The fact that we never heard from Dr. Fauci on the affects-- the mental health, psychiatric affects-- of COVID was a disgrace. The fact that we never included mental health screenings when we screened COVID, the fact that we never inoculated people for their mental health impact of COVID when they-- not when we inoculated them for their viral impact of COVID-- we could have reattached the brain with the rest of the body in our nation's response through the vaccinations. We could have made it crystal clear to people that health means to get the shot in the arm, but it also means take care of your anxiety, your depression, making sure we don't have dependency on alcohol, which has gone up quite a bit during the pandemic-- that that doesn't become alcoholism or that the sharp increase in benzodiazepines doesn't become another addiction crisis.

So it's just shocking to me that we don't do more messaging when we're talking about COVID that it includes mental health because at the end of the day, when this is all over in the next few years, I wouldn't be surprised if the total number of deaths to COVID are more in the mental health space from overdoses and suicides in the long run than they were-- with the lives we lost to the viral pandemic. And you would not even think that this was as big a deal as it is because of the almost exclusive focus that has been given to the viral part of the COVID.

- --to COVID-19--


- That's a very good point. Patrick, it's been a while since we've spoken. But I do recall a lot of this has been a concern, of course, since the-- since prior to the pandemic. But what we've seen is a lot of attention and almost a bracing for mental health to be the next pandemic, essentially.
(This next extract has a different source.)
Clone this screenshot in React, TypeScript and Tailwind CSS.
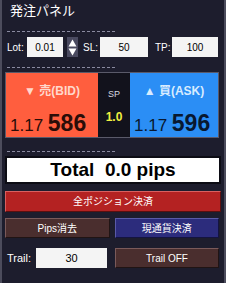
import React from "react"

const font = { fontFamily: '"Liberation Sans", "Noto Sans CJK JP", sans-serif' }

const Dash = ({ mt }: { mt: string }) => (
    <div className={`${mt} ml-[2px] w-[108px] border-t border-dashed border-[#8a8aa0]`} />
)

export default function App() {
    return (
        <div
            style={font}
            className="w-[226px] h-[283px] bg-[#1d1d2d] border-x-2 border-[#4c4c5c] px-[3px] text-white overflow-hidden"
        >
            <div className="pt-[3px] pl-[5px] text-[13px] leading-[16px]">発注パネル</div>

            <div className="mt-[12px] ml-[2px] w-[108px] border-t border-dashed border-[#8a8aa0]" />

            <div className="mt-[5px] flex items-center h-[20px] text-[10px]">
                <span className="ml-[2px] w-[20px]">Lot:</span>
                <div className="w-[36px] h-[20px] bg-[#f4f4f4] text-black flex items-center justify-center">0.01</div>
                <div className="ml-[4px] w-[11px] h-[20px] bg-[#4a4a60] flex flex-col items-center justify-center gap-[1px]">
                    <svg width="9" height="8" viewBox="0 0 9 8"><path d="M4.5 0.5 L8.5 7.5 L0.5 7.5 Z" fill="#ffffff" /></svg>
                    <svg width="9" height="8" viewBox="0 0 9 8"><path d="M0.5 0.5 L8.5 0.5 L4.5 7.5 Z" fill="#ffffff" /></svg>
                </div>
                <span className="ml-[5px] w-[17px] whitespace-nowrap">SL:</span>
                <div className="w-[48px] h-[20px] bg-[#f4f4f4] text-black flex items-center justify-center">50</div>
                <span className="ml-[7px] w-[17px] whitespace-nowrap">TP:</span>
                <div className="w-[46px] h-[20px] bg-[#f4f4f4] text-black flex items-center justify-center">100</div>
            </div>

            <Dash mt="mt-[10px]" />

            <div className="mt-[4px] flex h-[66px] border border-[#5a5a6a] mr-[2px]">
                <div className="w-[92px] bg-[#ff5e3e] flex flex-col">
                    <div className="mt-[9px] text-center text-[12px] font-bold text-[#ffd8cc]">▼ 売(BID)</div>
                    <div className="mt-auto mb-[2px] pl-[4px] text-[#2a0d08] leading-none whitespace-nowrap">
                        <span className="text-[17px]">1.17 </span>
                        <span className="text-[23px] font-bold">586</span>
                    </div>
                </div>
                <div className="w-[32px] bg-[#12121c] flex flex-col items-center">
                    <div className="mt-[15px] text-[9px] text-[#d8d8e0]">SP</div>
                    <div className="mt-[6px] text-[12px] font-bold text-[#f0f040]">1.0</div>
                </div>
                <div className="flex-1 bg-[#2b8ef5] flex flex-col">
                    <div className="mt-[9px] text-center text-[12px] font-bold text-[#d8ecff]">▲ 買(ASK)</div>
                    <div className="mt-auto mb-[2px] pl-[4px] text-[#081830] leading-none whitespace-nowrap">
                        <span className="text-[17px]">1.17 </span>
                        <span className="text-[23px] font-bold">596</span>
                    </div>
                </div>
            </div>

            <Dash mt="mt-[13px]" />

            <div className="mt-[4px] h-[28px] bg-white border-2 border-[#0c0c14] text-black flex items-center justify-center text-[19px] font-bold whitespace-pre">
                Total  0.0 pips
            </div>

            <button className="mt-[7px] w-full h-[21px] bg-[#b42222] border border-t-[#d86060] border-l-[#d86060] border-b-[#5a1010] border-r-[#5a1010] text-[10px] text-white">
                全ポジション決済
            </button>

            <div className="mt-[6px] flex gap-[5px] h-[20px]">
                <button className="flex-1 bg-[#4a2e2e] border border-t-[#7a5a5a] border-l-[#7a5a5a] border-b-[#201414] border-r-[#201414] text-[10px] text-white">
                    Pips消去
                </button>
                <button className="flex-1 mr-[2px] bg-[#2c2c7c] border border-t-[#5a5aa8] border-l-[#5a5aa8] border-b-[#141440] border-r-[#141440] text-[10px] text-white">
                    現通貨決済
                </button>
            </div>

            <div className="mt-[10px] flex items-center h-[20px]">
                <span className="ml-[2px] w-[29px] text-[11px]">Trail:</span>
                <div className="w-[71px] h-[20px] bg-[#f4f4f4] text-black text-[11px] flex items-center justify-center">30</div>
                <button className="ml-[8px] flex-1 mr-[2px] h-[20px] bg-[#4a2e2e] border border-t-[#7a5a5a] border-l-[#7a5a5a] border-b-[#201414] border-r-[#201414] text-[10px] text-white">
                    Trail OFF
                </button>
            </div>
        </div>
    )
}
So really quickly, there are-- there is a lot of investment right now in mental telehealth platforms. And so I want to know your thoughts on that and whether or not that is, in fact, a solution that we've been waiting for and whether or not the private sector funding could help sway the attention on it.

PATRICK KENNEDY: I think it's very exciting because it's a way for us to bring to scale the fact that, as I said, we have a very short and anemic, you know, cohort of mental health professionals who are able to scale up our access through telehealth, mental health platforms. I think especially in mental health, telehealth really has a unique advantage. People find that it is just, if not more, efficacious. It addresses a lot of the stigma barriers and logistics barriers that people have in going to see inpatient-- in-person therapy. And its outcomes are equally good provided the therapist use evidence-based therapy.

And that's the real worry in this-- is that it's going to be a kind of just general free-for-all on tele-mental health and people aren't going to get, really, the expertise and certain types of cognitive behavioral therapy because it's kind of all bets kind of a play by the mental health, tele-mental health, companies. They really need to do a much better job of curating their network of providers to match to the diagnoses of their-- of those patients that they're treating.

ADAM SHAPIRO: Real quick, nami.org, the National Alliance for Mental Illness, N-A-M-I dot org, is one place you can find some resources. We'll be right back.